Short problem -> Please count the lines below that contain the word "index", and reply with that number alone.

Source excerpt ->
++++

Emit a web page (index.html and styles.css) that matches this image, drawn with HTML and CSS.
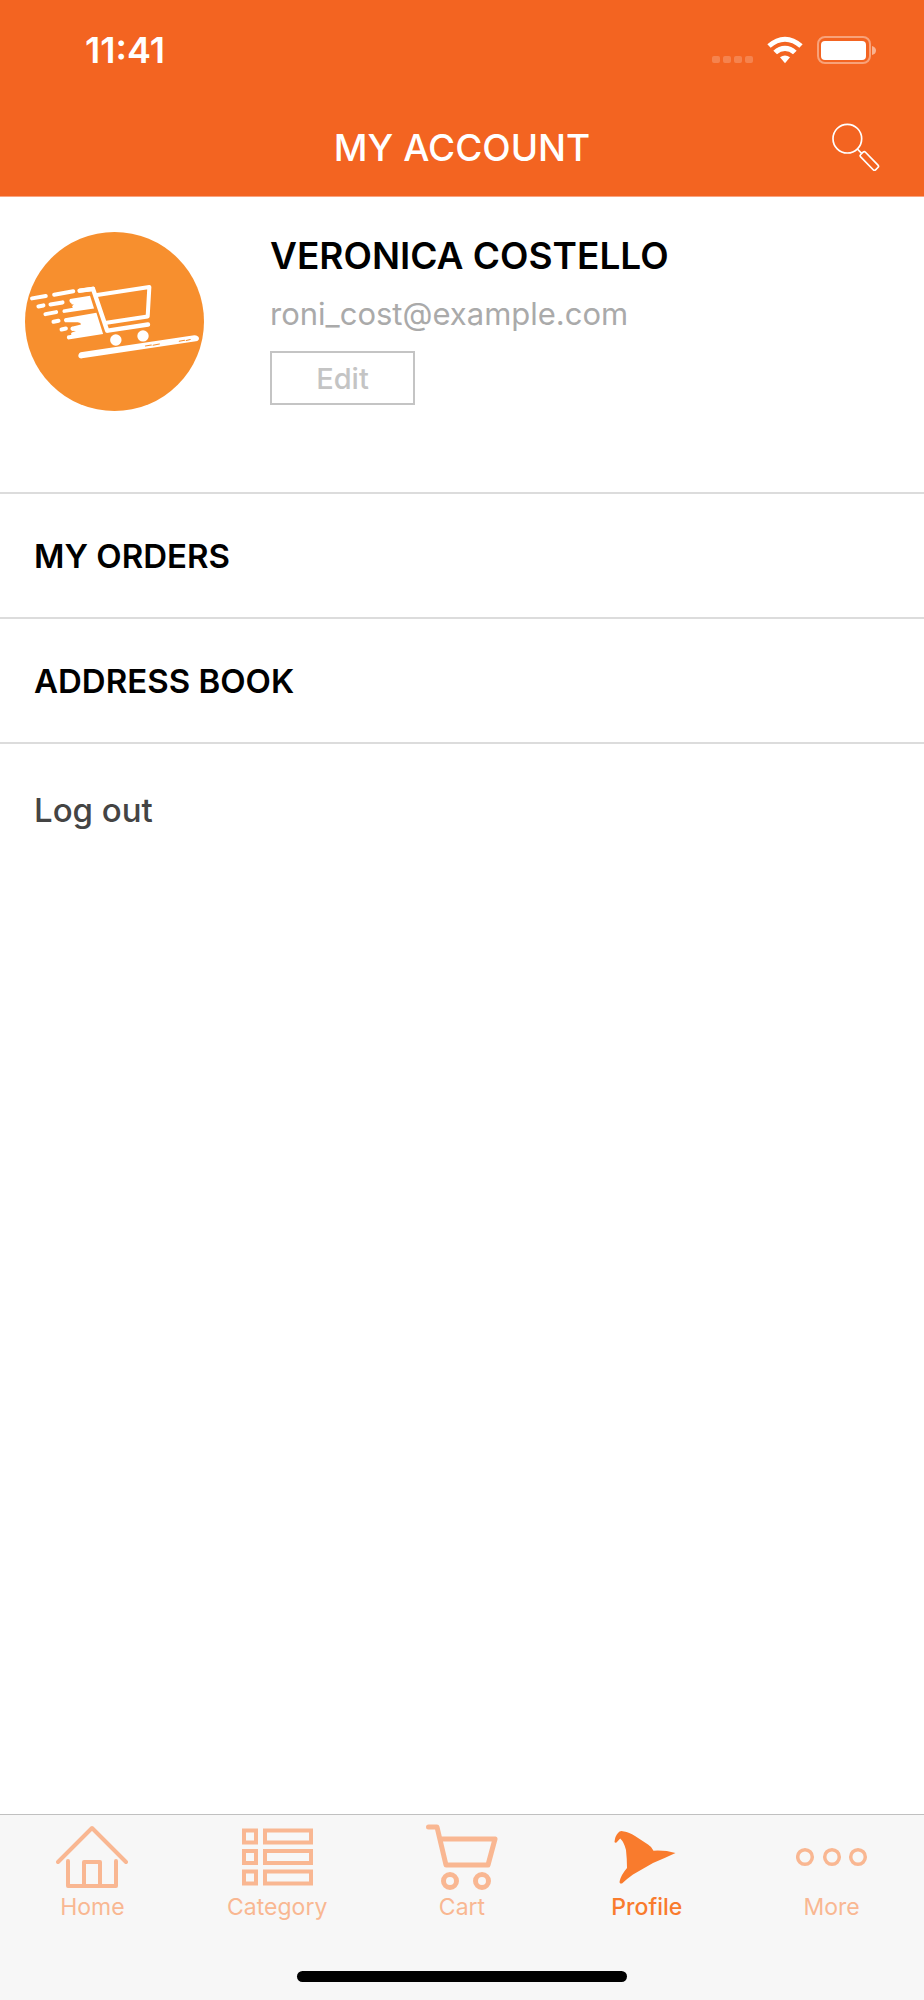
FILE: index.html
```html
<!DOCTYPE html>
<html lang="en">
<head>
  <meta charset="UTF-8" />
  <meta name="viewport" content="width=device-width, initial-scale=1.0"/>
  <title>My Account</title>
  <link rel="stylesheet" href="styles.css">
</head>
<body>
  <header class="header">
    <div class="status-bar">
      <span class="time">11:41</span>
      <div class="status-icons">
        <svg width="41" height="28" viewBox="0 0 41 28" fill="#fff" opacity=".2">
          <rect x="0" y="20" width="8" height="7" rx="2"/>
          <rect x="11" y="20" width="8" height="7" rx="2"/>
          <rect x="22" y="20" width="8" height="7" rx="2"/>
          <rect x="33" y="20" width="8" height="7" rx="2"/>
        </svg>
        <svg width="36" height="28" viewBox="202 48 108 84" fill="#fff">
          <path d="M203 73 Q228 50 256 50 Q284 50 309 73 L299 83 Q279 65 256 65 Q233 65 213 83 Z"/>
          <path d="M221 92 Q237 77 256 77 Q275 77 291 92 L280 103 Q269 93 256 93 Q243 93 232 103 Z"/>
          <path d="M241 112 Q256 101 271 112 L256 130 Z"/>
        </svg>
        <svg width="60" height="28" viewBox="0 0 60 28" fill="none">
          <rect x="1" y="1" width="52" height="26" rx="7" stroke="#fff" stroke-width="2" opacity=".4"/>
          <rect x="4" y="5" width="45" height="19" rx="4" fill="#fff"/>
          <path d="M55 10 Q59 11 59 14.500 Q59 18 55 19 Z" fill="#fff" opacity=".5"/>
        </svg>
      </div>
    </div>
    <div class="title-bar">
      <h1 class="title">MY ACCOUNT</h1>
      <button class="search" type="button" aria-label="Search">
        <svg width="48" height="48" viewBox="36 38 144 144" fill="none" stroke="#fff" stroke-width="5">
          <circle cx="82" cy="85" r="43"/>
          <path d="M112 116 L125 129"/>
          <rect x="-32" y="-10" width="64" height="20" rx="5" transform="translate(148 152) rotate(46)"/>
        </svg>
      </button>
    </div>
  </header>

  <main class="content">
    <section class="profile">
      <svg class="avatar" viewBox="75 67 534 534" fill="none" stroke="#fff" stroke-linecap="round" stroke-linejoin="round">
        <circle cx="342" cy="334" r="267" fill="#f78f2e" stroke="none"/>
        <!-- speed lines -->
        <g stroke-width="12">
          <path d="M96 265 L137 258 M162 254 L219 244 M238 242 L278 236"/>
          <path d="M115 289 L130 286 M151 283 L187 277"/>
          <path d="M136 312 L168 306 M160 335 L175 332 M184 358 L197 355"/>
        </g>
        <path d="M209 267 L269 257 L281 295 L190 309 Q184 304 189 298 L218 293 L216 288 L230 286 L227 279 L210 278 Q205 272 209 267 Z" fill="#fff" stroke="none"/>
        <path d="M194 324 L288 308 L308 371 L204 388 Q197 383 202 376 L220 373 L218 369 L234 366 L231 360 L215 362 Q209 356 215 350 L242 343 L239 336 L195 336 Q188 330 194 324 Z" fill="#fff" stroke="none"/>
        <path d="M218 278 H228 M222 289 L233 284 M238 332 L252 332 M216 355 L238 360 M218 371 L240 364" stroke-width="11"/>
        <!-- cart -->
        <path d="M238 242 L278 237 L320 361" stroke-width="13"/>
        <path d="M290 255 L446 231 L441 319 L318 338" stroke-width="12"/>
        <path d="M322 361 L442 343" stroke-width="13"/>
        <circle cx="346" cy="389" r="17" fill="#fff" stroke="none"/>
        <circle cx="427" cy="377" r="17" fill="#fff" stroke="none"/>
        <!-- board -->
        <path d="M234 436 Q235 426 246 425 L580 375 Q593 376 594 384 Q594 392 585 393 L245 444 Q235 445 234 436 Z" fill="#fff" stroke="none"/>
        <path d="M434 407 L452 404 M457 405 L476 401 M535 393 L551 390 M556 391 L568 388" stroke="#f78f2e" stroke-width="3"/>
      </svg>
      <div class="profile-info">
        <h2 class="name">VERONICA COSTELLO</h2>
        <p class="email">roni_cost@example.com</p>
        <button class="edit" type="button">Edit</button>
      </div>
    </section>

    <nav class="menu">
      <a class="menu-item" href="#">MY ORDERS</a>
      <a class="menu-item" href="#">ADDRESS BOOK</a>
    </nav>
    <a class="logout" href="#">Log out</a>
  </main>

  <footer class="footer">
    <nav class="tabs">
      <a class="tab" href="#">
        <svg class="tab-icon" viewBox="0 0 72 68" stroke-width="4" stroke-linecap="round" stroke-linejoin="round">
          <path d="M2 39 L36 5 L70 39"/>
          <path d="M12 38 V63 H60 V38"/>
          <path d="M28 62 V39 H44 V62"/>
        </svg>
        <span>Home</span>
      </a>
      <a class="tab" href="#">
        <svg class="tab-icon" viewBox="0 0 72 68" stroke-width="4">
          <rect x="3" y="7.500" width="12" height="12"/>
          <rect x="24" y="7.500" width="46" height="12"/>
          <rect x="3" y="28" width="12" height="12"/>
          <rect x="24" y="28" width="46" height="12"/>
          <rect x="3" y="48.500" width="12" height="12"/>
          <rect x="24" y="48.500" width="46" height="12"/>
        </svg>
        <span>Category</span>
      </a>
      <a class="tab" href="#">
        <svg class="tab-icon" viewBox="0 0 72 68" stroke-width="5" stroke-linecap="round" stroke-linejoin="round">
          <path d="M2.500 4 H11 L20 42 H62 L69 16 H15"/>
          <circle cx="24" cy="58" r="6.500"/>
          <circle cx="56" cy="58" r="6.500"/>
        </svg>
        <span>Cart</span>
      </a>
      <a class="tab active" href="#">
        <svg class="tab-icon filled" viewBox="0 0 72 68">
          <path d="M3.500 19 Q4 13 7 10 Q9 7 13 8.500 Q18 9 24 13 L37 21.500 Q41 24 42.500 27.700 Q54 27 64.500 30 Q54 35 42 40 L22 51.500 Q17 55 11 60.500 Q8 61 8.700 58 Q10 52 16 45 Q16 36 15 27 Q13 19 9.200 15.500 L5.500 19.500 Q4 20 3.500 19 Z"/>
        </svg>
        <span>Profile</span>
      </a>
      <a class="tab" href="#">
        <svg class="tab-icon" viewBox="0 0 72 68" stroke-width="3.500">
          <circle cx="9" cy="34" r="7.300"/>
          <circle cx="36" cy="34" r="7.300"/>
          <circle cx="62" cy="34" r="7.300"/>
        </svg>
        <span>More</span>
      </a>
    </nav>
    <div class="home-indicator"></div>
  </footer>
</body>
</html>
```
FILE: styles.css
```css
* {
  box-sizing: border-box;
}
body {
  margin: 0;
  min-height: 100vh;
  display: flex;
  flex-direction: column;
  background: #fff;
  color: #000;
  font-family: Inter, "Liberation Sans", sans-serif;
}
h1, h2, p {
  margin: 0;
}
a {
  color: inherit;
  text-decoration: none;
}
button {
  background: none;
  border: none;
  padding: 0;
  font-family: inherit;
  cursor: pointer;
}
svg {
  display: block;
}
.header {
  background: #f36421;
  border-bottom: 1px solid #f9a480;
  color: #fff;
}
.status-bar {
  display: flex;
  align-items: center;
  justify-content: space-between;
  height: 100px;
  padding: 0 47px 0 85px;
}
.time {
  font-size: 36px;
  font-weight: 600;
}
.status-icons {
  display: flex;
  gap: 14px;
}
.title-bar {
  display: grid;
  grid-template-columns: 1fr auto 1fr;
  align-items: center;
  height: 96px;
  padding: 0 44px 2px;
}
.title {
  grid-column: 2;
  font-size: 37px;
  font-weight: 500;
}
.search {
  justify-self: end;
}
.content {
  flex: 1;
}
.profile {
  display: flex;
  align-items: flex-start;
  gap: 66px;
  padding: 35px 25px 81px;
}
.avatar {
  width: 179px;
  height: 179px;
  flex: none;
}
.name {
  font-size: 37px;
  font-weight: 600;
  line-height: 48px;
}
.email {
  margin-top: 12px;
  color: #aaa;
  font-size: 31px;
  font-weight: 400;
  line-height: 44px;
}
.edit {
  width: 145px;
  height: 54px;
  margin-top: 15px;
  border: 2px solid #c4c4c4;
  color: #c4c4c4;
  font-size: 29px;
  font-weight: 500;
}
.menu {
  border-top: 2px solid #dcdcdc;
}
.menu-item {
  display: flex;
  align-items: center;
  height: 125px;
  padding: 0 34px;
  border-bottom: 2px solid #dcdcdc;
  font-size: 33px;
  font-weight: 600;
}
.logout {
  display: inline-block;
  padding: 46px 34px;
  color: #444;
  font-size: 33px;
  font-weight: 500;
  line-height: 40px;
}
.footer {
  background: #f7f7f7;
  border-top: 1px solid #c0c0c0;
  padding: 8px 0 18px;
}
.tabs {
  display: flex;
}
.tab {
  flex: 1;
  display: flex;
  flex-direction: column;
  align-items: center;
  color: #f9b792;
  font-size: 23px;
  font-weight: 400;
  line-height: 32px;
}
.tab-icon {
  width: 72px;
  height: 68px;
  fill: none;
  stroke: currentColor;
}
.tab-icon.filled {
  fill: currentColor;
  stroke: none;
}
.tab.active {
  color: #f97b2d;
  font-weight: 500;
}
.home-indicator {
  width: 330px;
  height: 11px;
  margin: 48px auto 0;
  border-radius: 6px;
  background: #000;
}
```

++++

Result -> 2